16 mai 2023
À chaque fois que nous goûtons un aliment, une véritable rencontre se produit, comme sur une application de rencontre : la connexion entre la nourriture et la saveur est comme une histoire d’amour.
Vous souvenez-vous, quand nous étions petits, nos parents nous laissaient goûter un peu de la crème au chocolat qu'ils avaient préparée pour garnir un gâteau ? Cette longue attente, à regarder les ingrédients se mélanger, changer de couleur et de texture au rythme d'un fouet, pour aboutir à un équilibre parfait entre densité et douceur, comme les instruments d'un orchestre, créant ensemble une mélodie inoubliable.
On dit que les premiers souvenirs des êtres vivants sont liés à la nourriture. De même que Marcel Proust n'avait besoin que de quelques miettes de madeleine trempées dans une tasse de thé fumant pour revivre son enfance et sa gourmandise chez sa tante, nos souvenirs sont imprégnés de saveurs capables d'influencer profondément notre personnalité.
Chaque fois que nous goûtons un aliment, une véritable correspondance se produit, comme sur une application de rencontre : aussi étrange que cela puisse paraître, le lien entre la nourriture et notre perception du goût s'apparente à une histoire d'amour. Chaque ingrédient est composé de nombreuses petites molécules qui, dans le chaos des autres ingrédients et d'autres molécules très similaires, sont attirées vers leur moitié parfaite, leur « âme sœur ». Scientifiquement définie comme une liaison récepteur-ligand, c'est le mécanisme par lequel la nature nous a donné la capacité d'identifier l'amertume, la distinguant du sucré, de l'acide ou du salé.

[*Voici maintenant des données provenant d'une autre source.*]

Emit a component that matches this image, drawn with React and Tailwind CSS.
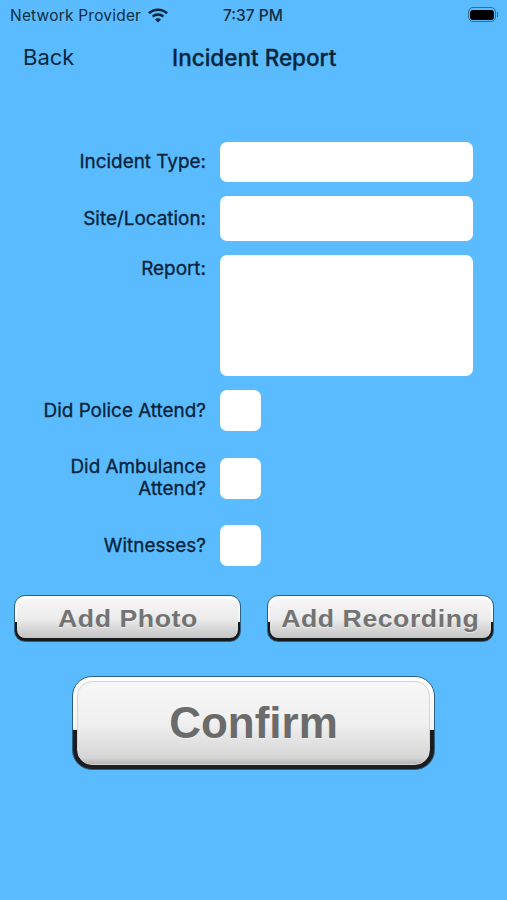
function Wifi() {
  return (
    <svg width="20" height="15" viewBox="0 0 20 15" className="block text-[#08263c]">
      <path d="M1 5.2C5.9 .6 14.1 .6 19 5.2" fill="none" stroke="currentColor" strokeWidth="2.6" />
      <path d="M4.6 8.6C7.6 5.9 12.4 5.9 15.4 8.6" fill="none" stroke="currentColor" strokeWidth="2.5" />
      <path d="M7 11.4 10 14.4 13 11.4C11.3 9.8 8.7 9.8 7 11.4Z" fill="currentColor" />
    </svg>
  );
}

function Label({ children, className = "" }) {
  return (
    <div className={`w-[206px] shrink-0 text-right text-[18.9px] leading-[22px] text-[#062238] [-webkit-text-stroke:0.3px_#062238] ${className}`}>
      {children}
    </div>
  );
}

function Check() {
  return <div className="ml-[14px] h-[41px] w-[41px] rounded-[7px] bg-white" />;
}

function SmallButton({ children, className = "" }) {
  return (
    <div className={`h-[47px] w-[227px] rounded-[11px] border border-[#2f5f80] bg-[linear-gradient(to_bottom,#ffffff_0%,#f4f4f4_57%,#15191c_58%,#15191c_100%)] px-[2px] pt-[3px] pb-[3px] ${className}`}>
      <div className="flex h-full w-full items-center justify-center overflow-hidden rounded-[8px] bg-[linear-gradient(to_bottom,#f6f6f6_0%,#ececec_50%,#c4c4c4_100%)]">
        <span className="scale-x-[1.11] whitespace-nowrap font-['Liberation_Sans',sans-serif] text-[24px] font-bold tracking-[0.5px] text-[#737373] [text-shadow:0_1px_0_#ffffff80]">
          {children}
        </span>
      </div>
    </div>
  );
}

export default function App() {
  return (
    <div className="flex h-[900px] w-[507px] flex-col overflow-hidden bg-[#5abcfe] font-['Inter',sans-serif]">
      <div className="relative flex h-[30px] items-center pl-[10px] pt-[1px] text-[15.5px] tracking-[0.2px] text-[#0d2c42]">
        <span>Network Provider</span>
        <span className="ml-[7px]"><Wifi /></span>
        <span className="absolute left-[223px] top-[7px] leading-[18px] font-medium tracking-normal">7:37 PM</span>
        <div className="absolute right-[9px] top-[7px] flex items-center">
          <div className="flex h-[15px] w-[28px] items-center justify-center rounded-[5px] border border-[#2f6f9a]">
            <div className="h-[10px] w-[24px] rounded-[3px] bg-black" />
          </div>
          <div className="ml-[1px] h-[5px] w-[1px] bg-[#2f6f9a]" />
        </div>
      </div>

      <div className="relative mt-[13px] flex h-[29px] items-center pl-[23px] text-[#07263c]">
        <span className="text-[22px] leading-[29px]">Back</span>
        <span className="absolute left-[172px] text-[22.5px] leading-[29px] font-medium [-webkit-text-stroke:0.3px_#07263c]">Incident Report</span>
      </div>

      <div className="mt-[70px] flex items-center">
        <Label>Incident Type:</Label>
        <div className="ml-[14px] h-[40px] w-[253px] rounded-[7px] bg-white" />
      </div>
      <div className="mt-[14px] flex items-center">
        <Label>Site/Location:</Label>
        <div className="ml-[14px] h-[45px] w-[253px] rounded-[7px] bg-white" />
      </div>
      <div className="mt-[14px] flex items-start">
        <Label className="pt-[3px]">Report:</Label>
        <div className="ml-[14px] h-[121px] w-[253px] rounded-[7px] bg-white" />
      </div>
      <div className="mt-[14px] flex items-center">
        <Label>Did Police Attend?</Label>
        <Check />
      </div>
      <div className="mt-[25px] flex items-center">
        <Label>Did Ambulance<br />Attend?</Label>
        <Check />
      </div>
      <div className="mt-[25px] flex items-center">
        <Label>Witnesses?</Label>
        <Check />
      </div>

      <div className="mt-[29px] flex pl-[14px]">
        <SmallButton>Add Photo</SmallButton>
        <SmallButton className="ml-[26px]">Add Recording</SmallButton>
      </div>

      <div className="mt-[34px] ml-[72px] h-[94px] w-[363px] rounded-[20px] border border-[#2f5f80] bg-[linear-gradient(to_bottom,#ffffff_0%,#f4f4f4_57%,#1a1e22_58%,#1a1e22_100%)] px-[4px] pt-[4px] pb-[4px]">
        <div className="flex h-full w-full items-center justify-center rounded-[15px] border border-[#d4d4d4] bg-[linear-gradient(to_bottom,#f7f7f7_0%,#f0f0f0_50%,#d6d6d6_92%,#b5b5b5_100%)] font-['Liberation_Sans',sans-serif] text-[44px] font-bold text-[#6b6b6b] [text-shadow:0_1px_0_#ffffff80]">
          Confirm
        </div>
      </div>
    </div>
  );
}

Lorsque cette liaison se produit, lorsque les molécules alimentaires trouvent leur correspondance parfaite, un message est envoyé à notre cerveau qui identifie immédiatement ce que nous mangeons et construit des souvenirs autour de cet aliment. L'évocation des saveurs constitue en effet la base psychologique de l'appétit, cette fameuse sensation d'appétence, et influence par conséquent notre bien-être psychologique.
Comme dans une véritable histoire d’amour, les souvenirs d’une bonne expérience culinaire, d’un plat que nous avons aimé, creusent des sillons dans notre cerveau, comme des rails, le long desquels voyagent les sensations qui précèdent la possibilité de goûter à nouveau ce plat, de revivre les mêmes émotions d’une première rencontre.
Les études sur la chimie des aliments sont innombrables. La relation entre le goût et l'odorat est une dynamique très intéressante et constamment étudiée. Gordon Shepherd, professeur au département de neurobiologie de Yale, soutient que les saveurs ne se trouvent pas dans les aliments, mais sont créées par notre cerveau, et plus précisément, principalement par notre système olfactif. Les molécules odorantes véhiculent l'information et stimulent nos récepteurs olfactifs, qui la transmettent au cerveau, qui la traduit en images. Cette connexion aux centres cognitifs supérieurs du cerveau est une propriété particulière de l'odorat, fondamentale pour l'expérience gustative. En matière d'alimentation, on peut affirmer sans hésiter que tout est une question de nez !
L'élégante alchimie qui régit la manière dont les ingrédients et les molécules olfactives se lient à leurs récepteurs est semblable à celle qui existe entre le scénario et la mise en scène dans une pièce de théâtre : le résultat positif est donné par le dynamisme parfait entre les plans, la musique et l'acte théâtral, tout comme dans un plat il est donné par l'équilibre des odeurs et des saveurs.
Et, comme pour une pièce magistralement montée, nous serons enclins à acheter un nouveau billet, nous ne renoncerons jamais à nous attarder quelques secondes de plus dans le souvenir de quelques miettes de Madeleine.